Can anyone recommend a good DIY mix or pre-made macro mix to replace GBL? I have started dosing 2 mL/day of a CSM+B saturated stock solution in blace of Step 2, and 2 mL/day of Aquavitro Carbonate instead of Brighty K. 

I do a 50% weekly change and would like to stick to daily dosing, for what it's worth. My tank is a 45-P (34 Liters)


----------



## rnandez (Feb 12, 2015)

Have you considered just Ei dosing.

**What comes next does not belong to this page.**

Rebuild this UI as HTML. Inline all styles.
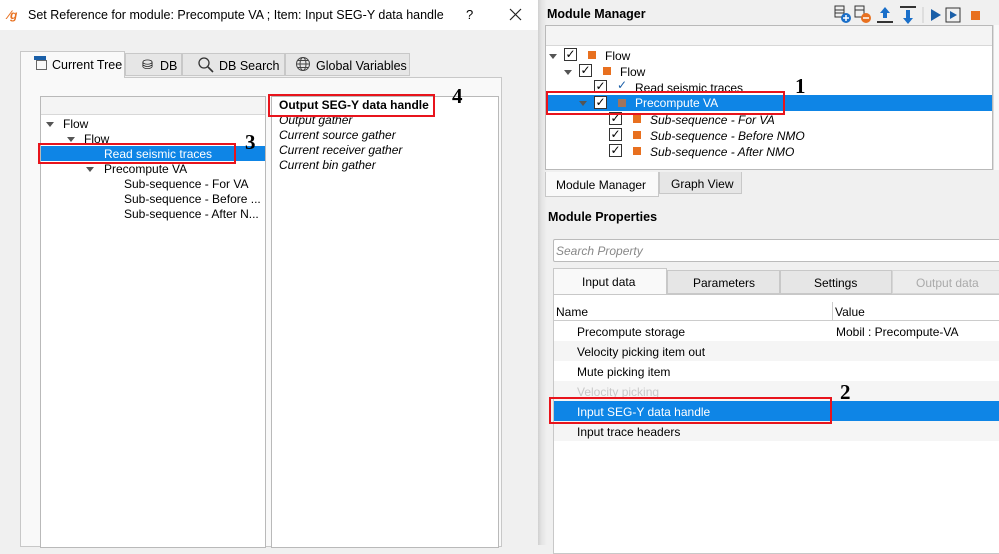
<!DOCTYPE html>
<html><head><meta charset="utf-8">
<style>
*{margin:0;padding:0;box-sizing:border-box}
body{width:999px;height:545px;overflow:hidden;background:#f0f0f0;font-family:"Liberation Sans","DejaVu Sans",sans-serif;font-size:12px;color:#000;position:relative}
.a{position:absolute;white-space:nowrap}
.red{position:absolute;border:2px solid #e8141c}
.num{position:absolute;font-family:"Liberation Serif",serif;font-weight:bold;font-size:21px}
.cb{position:absolute;width:13px;height:13px;border:1px solid #333;background:#fff;font-size:12px;line-height:11px;text-align:center;font-weight:bold}
.sq{position:absolute;width:8px;height:8px;background:#e8701f}
.tri{position:absolute;width:0;height:0;border-left:4px solid transparent;border-right:4px solid transparent;border-top:5px solid #555}
.it{font-style:italic}
</style></head><body>
<!-- Left dialog -->
<div class="a" style="left:0;top:0;width:538px;height:30px;background:#fff"></div>
<div class="a" style="left:8px;top:8px;font-size:12px;color:#e8701f;font-weight:bold;font-style:italic">⁄g</div>
<div class="a" style="left:28px;top:8px;font-size:12.5px">Set Reference for module: Precompute VA ; Item: Input SEG-Y data handle</div>
<div class="a" style="left:466px;top:7px;font-size:13px">?</div>
<svg class="a" style="left:509px;top:8px" width="13" height="13"><path d="M1 1L12 12M12 1L1 12" stroke="#222" stroke-width="1.2"/></svg>
<!-- tabs -->
<div class="a" style="left:20px;top:51px;width:105px;height:27px;background:#f9f9f9;border:1px solid #c8c8c8;border-bottom:none"></div>
<div class="a" style="left:34px;top:56px;width:12px;height:14px;border-top:4px solid #1a5fa8"></div>
<div class="a" style="left:36px;top:60px;width:11px;height:10px;border:1px solid #666"></div>
<div class="a" style="left:52px;top:58px;font-size:12.5px">Current Tree</div>
<div class="a" style="left:125px;top:53px;width:57px;height:23px;background:#e6e6e6;border:1px solid #c8c8c8"></div>
<div class="a" style="left:142px;top:57px;font-size:13px">⛁</div><div class="a" style="left:160px;top:59px;font-size:12.5px">DB</div>
<div class="a" style="left:182px;top:53px;width:103px;height:23px;background:#e6e6e6;border:1px solid #c8c8c8"></div>
<svg class="a" style="left:197px;top:56px" width="18" height="18"><circle cx="7" cy="7" r="5" fill="none" stroke="#333" stroke-width="1.3"/><path d="M11 11l5 5" stroke="#333" stroke-width="1.6"/></svg>
<div class="a" style="left:219px;top:59px;font-size:12.5px">DB Search</div>
<div class="a" style="left:285px;top:53px;width:125px;height:23px;background:#e6e6e6;border:1px solid #c8c8c8"></div>
<svg class="a" style="left:295px;top:56px" width="16" height="16"><circle cx="8" cy="8" r="6.5" fill="none" stroke="#444"/><ellipse cx="8" cy="8" rx="3" ry="6.5" fill="none" stroke="#444"/><path d="M1.5 8h13M3 4.5h10M3 11.5h10" stroke="#444"/></svg>
<div class="a" style="left:316px;top:59px;font-size:12.5px">Global Variables</div>
<div class="a" style="left:20px;top:77px;width:482px;height:470px;background:#f9f9f9;border:1px solid #c8c8c8"></div>
<div class="a" style="left:21px;top:77px;width:103px;height:2px;background:#f9f9f9"></div>
<!-- left tree -->
<div class="a" style="left:40px;top:96px;width:226px;height:452px;background:#fff;border:1px solid #b9b9b9"></div>
<div class="a" style="left:41px;top:97px;width:224px;height:18px;background:#f4f4f4;border-bottom:1px solid #d8d8d8"></div>
<div class="tri" style="left:46px;top:122px"></div><div class="a" style="left:63px;top:117px">Flow</div>
<div class="tri" style="left:67px;top:137px"></div><div class="a" style="left:84px;top:132px">Flow</div>
<div class="a" style="left:41px;top:146px;width:224px;height:15px;background:#0e85e6"></div>
<div class="a" style="left:104px;top:147px;color:#fff">Read seismic traces</div>
<div class="tri" style="left:86px;top:167px"></div><div class="a" style="left:104px;top:162px">Precompute VA</div>
<div class="a" style="left:124px;top:177px">Sub-sequence - For VA</div>
<div class="a" style="left:124px;top:192px">Sub-sequence - Before ...</div>
<div class="a" style="left:124px;top:207px">Sub-sequence - After N...</div>
<div class="red" style="left:38px;top:143px;width:198px;height:21px"></div>
<div class="num" style="left:245px;top:130px">3</div>
<!-- right list -->
<div class="a" style="left:271px;top:96px;width:228px;height:452px;background:#fff;border:1px solid #b9b9b9"></div>
<div class="a" style="left:279px;top:98px;font-weight:bold">Output SEG-Y data handle</div>
<div class="a it" style="left:279px;top:113px">Output gather</div>
<div class="a it" style="left:279px;top:128px">Current source gather</div>
<div class="a it" style="left:279px;top:143px">Current receiver gather</div>
<div class="a it" style="left:279px;top:158px">Current bin gather</div>
<div class="red" style="left:268px;top:94px;width:167px;height:23px"></div>
<div class="num" style="left:452px;top:84px">4</div>

<!-- Right panel -->
<div class="a" style="left:538px;top:0;width:9px;height:545px;background:linear-gradient(90deg,#d0d0d0,#e4e4e4 40%,#f0f0f0)"></div>
<div class="a" style="left:547px;top:7px;font-weight:bold;font-size:12.5px">Module Manager</div>
<svg class="a" style="left:832px;top:4px" width="167" height="22" viewBox="0 0 167 22">
<rect x="3" y="2" width="9" height="11" fill="none" stroke="#333"/><line x1="3" y1="6" x2="12" y2="6" stroke="#333"/><line x1="3" y1="9" x2="12" y2="9" stroke="#333"/><circle cx="14" cy="14" r="5" fill="#1a6fc9"/><path d="M11 14h6M14 11v6" stroke="#fff" stroke-width="1.5"/>
<rect x="23" y="2" width="9" height="11" fill="none" stroke="#333"/><line x1="23" y1="6" x2="32" y2="6" stroke="#333"/><circle cx="34" cy="14" r="5" fill="#e8701f"/><path d="M31 14h6" stroke="#fff" stroke-width="1.5"/>
<path d="M53 3l-5 6h3v5h4v-5h3z" fill="#1a6fc9"/><rect x="45" y="17" width="16" height="2" fill="#333"/>
<rect x="68" y="2" width="16" height="2" fill="#333"/><path d="M76 20l-5-6h3v-8h4v8h3z" fill="#1a6fc9"/>
<line x1="91" y1="3" x2="91" y2="19" stroke="#ccc"/>
<path d="M99 5l10 6-10 6z" fill="#1a5fa8"/>
<rect x="114" y="4" width="14" height="14" fill="none" stroke="#333"/><path d="M118 7l7 4-7 4z" fill="#1a5fa8"/>
<rect x="139" y="7" width="9" height="9" fill="#e8701f"/>
</svg>
<div class="a" style="left:545px;top:25px;width:448px;height:145px;background:#fff;border:1px solid #b9b9b9"></div>
<div class="a" style="left:546px;top:26px;width:446px;height:20px;background:#f4f4f4;border-bottom:1px solid #d8d8d8"></div>
<div class="a" style="left:993px;top:25px;width:6px;height:145px;background:#f9f9f9;border-left:1px solid #ddd"></div>
<div class="tri" style="left:549px;top:54px"></div><div class="cb" style="left:564px;top:48px">✓</div><div class="sq" style="left:588px;top:51px"></div><div class="a" style="left:605px;top:49px">Flow</div>
<div class="tri" style="left:564px;top:70px"></div><div class="cb" style="left:579px;top:64px">✓</div><div class="sq" style="left:603px;top:67px"></div><div class="a" style="left:620px;top:65px">Flow</div>
<div class="cb" style="left:594px;top:80px">✓</div><div class="a" style="left:617px;top:78px;color:#1a5fa8;font-weight:bold">✓</div><div class="a" style="left:635px;top:81px">Read seismic traces</div>
<div class="a" style="left:546px;top:95px;width:446px;height:16px;background:#0e85e6"></div>
<div class="tri" style="left:579px;top:101px"></div><div class="cb" style="left:594px;top:96px">✓</div><div class="sq" style="left:618px;top:99px;background:#a0745e"></div><div class="a" style="left:635px;top:96px;color:#fff">Precompute VA</div>
<div class="cb" style="left:609px;top:112px">✓</div><div class="sq" style="left:633px;top:115px"></div><div class="a it" style="left:650px;top:113px">Sub-sequence - For VA</div>
<div class="cb" style="left:609px;top:128px">✓</div><div class="sq" style="left:633px;top:131px"></div><div class="a it" style="left:650px;top:129px">Sub-sequence - Before NMO</div>
<div class="cb" style="left:609px;top:144px">✓</div><div class="sq" style="left:633px;top:147px"></div><div class="a it" style="left:650px;top:145px">Sub-sequence - After NMO</div>
<div class="red" style="left:546px;top:91px;width:239px;height:24px"></div>
<div class="num" style="left:795px;top:74px">1</div>
<!-- mm tabs -->
<div class="a" style="left:545px;top:172px;width:114px;height:25px;background:#f9f9f9;border:1px solid #c8c8c8;border-top:none"></div>
<div class="a" style="left:556px;top:178px">Module Manager</div>
<div class="a" style="left:659px;top:172px;width:83px;height:22px;background:#e6e6e6;border:1px solid #c8c8c8;border-top:none"></div>
<div class="a" style="left:671px;top:177px">Graph View</div>
<div class="a" style="left:548px;top:210px;font-weight:bold;font-size:12.5px">Module Properties</div>
<div class="a" style="left:553px;top:239px;width:450px;height:23px;background:#fff;border:1px solid #bbb;border-radius:2px"></div>
<div class="a it" style="left:556px;top:244px;color:#888">Search Property</div>
<!-- props tabs -->
<div class="a" style="left:553px;top:268px;width:114px;height:27px;background:#f9f9f9;border:1px solid #c8c8c8;border-bottom:none"></div>
<div class="a" style="left:582px;top:275px">Input data</div>
<div class="a" style="left:667px;top:270px;width:113px;height:24px;background:#e6e6e6;border:1px solid #c8c8c8"></div>
<div class="a" style="left:693px;top:276px">Parameters</div>
<div class="a" style="left:780px;top:270px;width:112px;height:24px;background:#e6e6e6;border:1px solid #c8c8c8"></div>
<div class="a" style="left:814px;top:276px">Settings</div>
<div class="a" style="left:892px;top:270px;width:110px;height:24px;background:#ececec;border:1px solid #d6d6d6"></div>
<div class="a" style="left:916px;top:276px;color:#aaa">Output data</div>
<div class="a" style="left:553px;top:294px;width:450px;height:260px;background:#fff;border:1px solid #c8c8c8"></div>
<div class="a" style="left:554px;top:302px;width:450px;height:19px;background:#fff;border-bottom:1px solid #ccc"></div>
<div class="a" style="left:832px;top:302px;width:1px;height:19px;background:#ccc"></div>
<div class="a" style="left:556px;top:305px">Name</div><div class="a" style="left:835px;top:305px">Value</div>
<div class="a" style="left:554px;top:341px;width:450px;height:20px;background:#f5f5f5"></div>
<div class="a" style="left:554px;top:381px;width:450px;height:20px;background:#f5f5f5"></div>
<div class="a" style="left:554px;top:421px;width:450px;height:20px;background:#f5f5f5"></div>
<div class="a" style="left:554px;top:401px;width:450px;height:20px;background:#0e85e6"></div>
<div class="a" style="left:577px;top:325px">Precompute storage</div><div class="a" style="left:836px;top:325px">Mobil : Precompute-VA</div>
<div class="a" style="left:577px;top:345px">Velocity picking item out</div>
<div class="a" style="left:577px;top:365px">Mute picking item</div>
<div class="a" style="left:577px;top:385px;color:#c8c8c8">Velocity picking</div>
<div class="a" style="left:577px;top:405px;color:#fff">Input SEG-Y data handle</div>
<div class="a" style="left:577px;top:425px">Input trace headers</div>
<div class="red" style="left:549px;top:397px;width:283px;height:27px"></div>
<div class="num" style="left:840px;top:380px">2</div>
</body></html>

I get dry ferts (from GLA) and mix them up in a dosing bottle to make it easier to dose.


----------



## JustLikeAPill (Oct 9, 2006)

What is the recipe?, and can it be modified for daily dosing?


----------



## rnandez (Feb 12, 2015)

Heres a good link to another page on APC that should answer all of your questions about EI dosing
http://www.aquaticplantcentral.com/forumapc/fertilizing/15225-estimative-index-dosing-guide.html


----------



## nilocg (Sep 14, 2010)

Pm me if you are still looking. I can help you with the mixing or premix a potassium fertilizer. Let me know if you have any questions.


----------



## JustLikeAPill (Oct 9, 2006)

Rnandez, thank you so much! I used to use an online calculator a long time ago for things like this but it looks like it is down for some reason. I will just use those TSP measurements and multiply by the number of 2 mL dosages I want. 

Nilocg, I have been using Aquavitro carbonate directly in place of Brighty K and it seems to be OK so far. I did use a 10% solution of potassium bicarbonate (or maybe it was potassium carbonate) at one point as a replacement for Brighty K as well. I have also been thinking of trying Elos K 40 but it doesn't seem very popular for some reason.


----------